How much does synthetic.new cost?

The subscription tier is $30 per month (billed as $1 per day) and includes 500 messages per 5 hours, one concurrent request per model, OpenAI- and Anthropic-compatible API access, and unlimited use of the bundled Nomic embedding model. A pay-per-token tier exists for usage-based workloads.

Can you use synthetic.new with Claude Code?

Yes. Synthetic ships a native Anthropic-compatible endpoint at https://api.synthetic.new/anthropic. You point Claude Code at it by exporting ANTHROPIC_BASE_URL and ANTHROPIC_AUTH_TOKEN, then optionally setting ANTHROPIC_DEFAULT_OPUS_MODEL, SONNET, and HAIKU to specific Synthetic model IDs such as hf:moonshotai/Kimi-K2.5 and hf:zai-org/GLM-4.7-Flash. No router, no proxy, no extra software.

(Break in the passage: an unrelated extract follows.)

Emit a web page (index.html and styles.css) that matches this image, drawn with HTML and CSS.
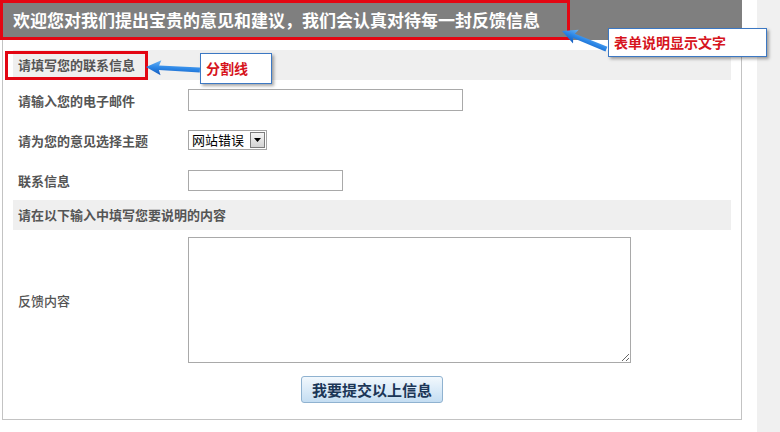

Does synthetic.new train on my code?

Per the company's public terms, no. Synthetic states that it never trains on user data and never stores API prompts or completions, and references GDPR compliance. This is a stronger default than the consumer-tier terms of OpenAI or Anthropic, where opting out of training and logging usually requires explicit account settings or an enterprise contract.

Is synthetic.new worth it compared to Claude Pro?

It depends on the work. Claude Pro at $20/month gives you a single closed frontier model (Sonnet) inside the Anthropic apps; Synthetic at $30/month gives you sixteen open-weight models and a real API key that any coding agent can hit. For a developer running Claude Code, OpenCode, or Crush all day, Synthetic's flat-fee API and 500-messages-per-5-hours window is the better fit. For a user who only ever talks to Claude in the browser, Claude Pro is still the cheaper and simpler choice.


The Bottom Line

Synthetic.new is the cleanest current answer to a specific question: how do I run my coding agent against open-weight models, on private infrastructure, for a flat fee my finance team will not flag? At $30 a month it costs $10 more than Claude Pro and gives you sixteen models, a real API endpoint, an Anthropic-compatible mode that drops into Claude Code with two environment variables, and a privacy clause that does not require an enterprise contract to opt out of training. The one number you have to internalize before subscribing is the one-concurrent-request-per-model cap; everything else about the product is straightforwardly good.

Subscribe, drop the synclaude function into your shell, run a real afternoon of work through Kimi K2.5, and keep your existing Claude Pro account live for the cases where Sonnet's specific behavior is what you actually need. That parallel-trial approach is the honest way to know whether the $30 belongs in your monthly stack.